**Records with interface code:**
-- -- --
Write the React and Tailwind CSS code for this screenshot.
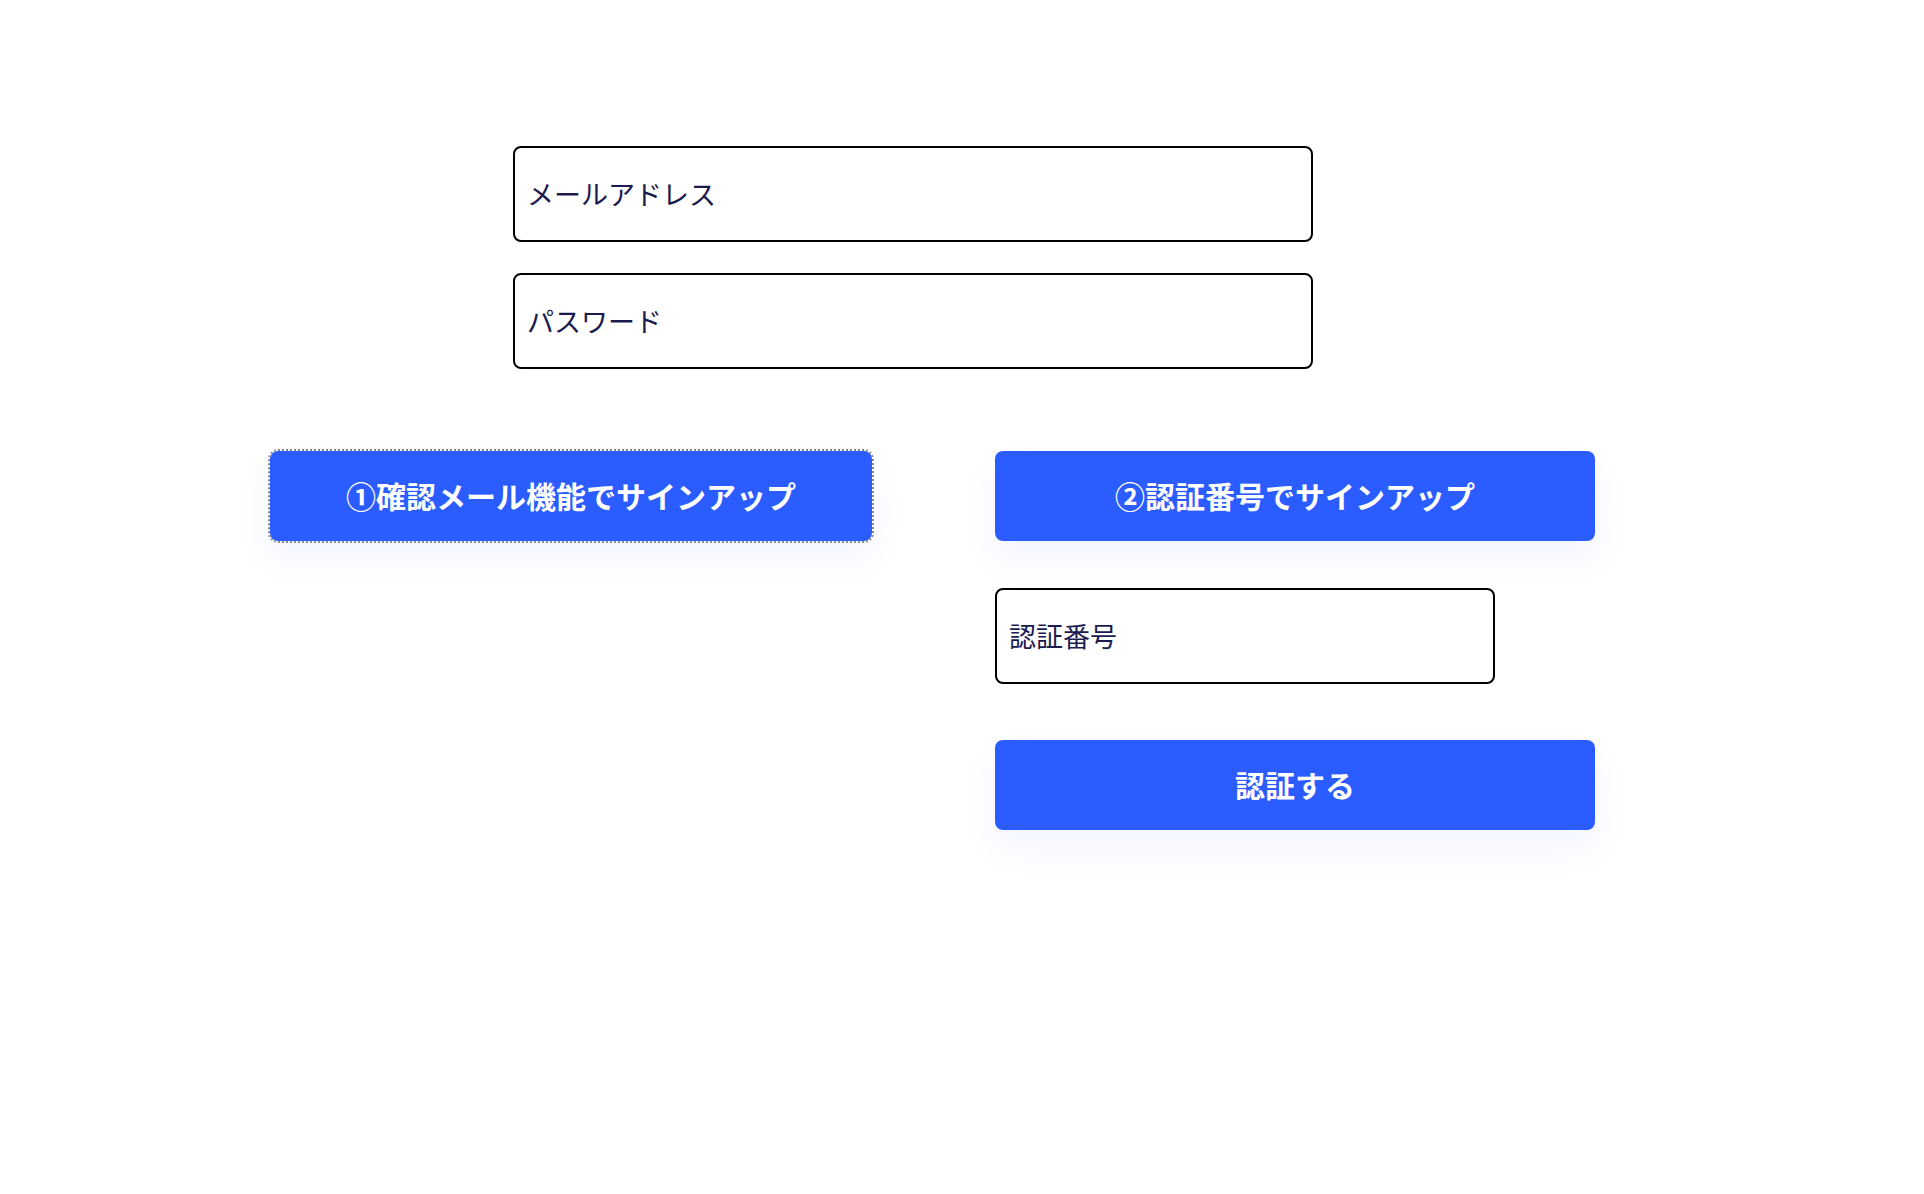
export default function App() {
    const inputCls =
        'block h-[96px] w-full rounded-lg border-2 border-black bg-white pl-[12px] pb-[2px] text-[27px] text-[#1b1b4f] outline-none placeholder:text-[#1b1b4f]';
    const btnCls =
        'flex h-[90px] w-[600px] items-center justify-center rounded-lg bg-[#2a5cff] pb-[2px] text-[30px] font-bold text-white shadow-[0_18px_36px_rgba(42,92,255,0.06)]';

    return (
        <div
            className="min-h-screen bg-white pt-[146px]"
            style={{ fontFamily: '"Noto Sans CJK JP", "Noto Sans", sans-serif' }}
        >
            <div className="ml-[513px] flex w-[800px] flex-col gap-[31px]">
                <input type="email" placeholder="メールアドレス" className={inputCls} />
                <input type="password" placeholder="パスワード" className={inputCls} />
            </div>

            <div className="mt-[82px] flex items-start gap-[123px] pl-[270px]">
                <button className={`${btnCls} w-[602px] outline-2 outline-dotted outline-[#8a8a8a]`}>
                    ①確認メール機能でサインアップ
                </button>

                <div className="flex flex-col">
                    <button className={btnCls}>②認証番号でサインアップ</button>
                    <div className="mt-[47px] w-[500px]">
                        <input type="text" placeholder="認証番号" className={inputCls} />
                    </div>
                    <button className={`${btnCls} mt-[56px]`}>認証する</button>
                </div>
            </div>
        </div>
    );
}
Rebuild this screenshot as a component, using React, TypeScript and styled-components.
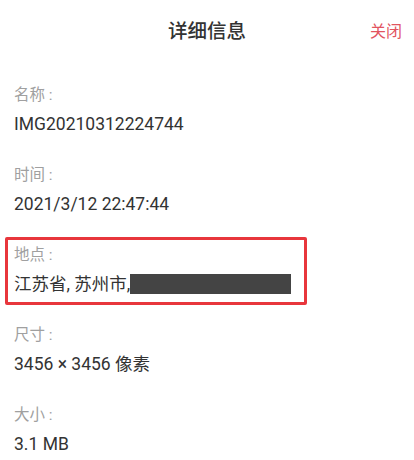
-- -- --
**Instruction:** Copy nothing but the lines from the first one in the listing through the line with "font-bold text-white shadow-[0_18px_36px_rgba(42,92,255,0.06)]';", and omit the pictures.

**Task solution:**
Write the React and Tailwind CSS code for this screenshot.
export default function App() {
    const inputCls =
        'block h-[96px] w-full rounded-lg border-2 border-black bg-white pl-[12px] pb-[2px] text-[27px] text-[#1b1b4f] outline-none placeholder:text-[#1b1b4f]';
    const btnCls =
        'flex h-[90px] w-[600px] items-center justify-center rounded-lg bg-[#2a5cff] pb-[2px] text-[30px] font-bold text-white shadow-[0_18px_36px_rgba(42,92,255,0.06)]';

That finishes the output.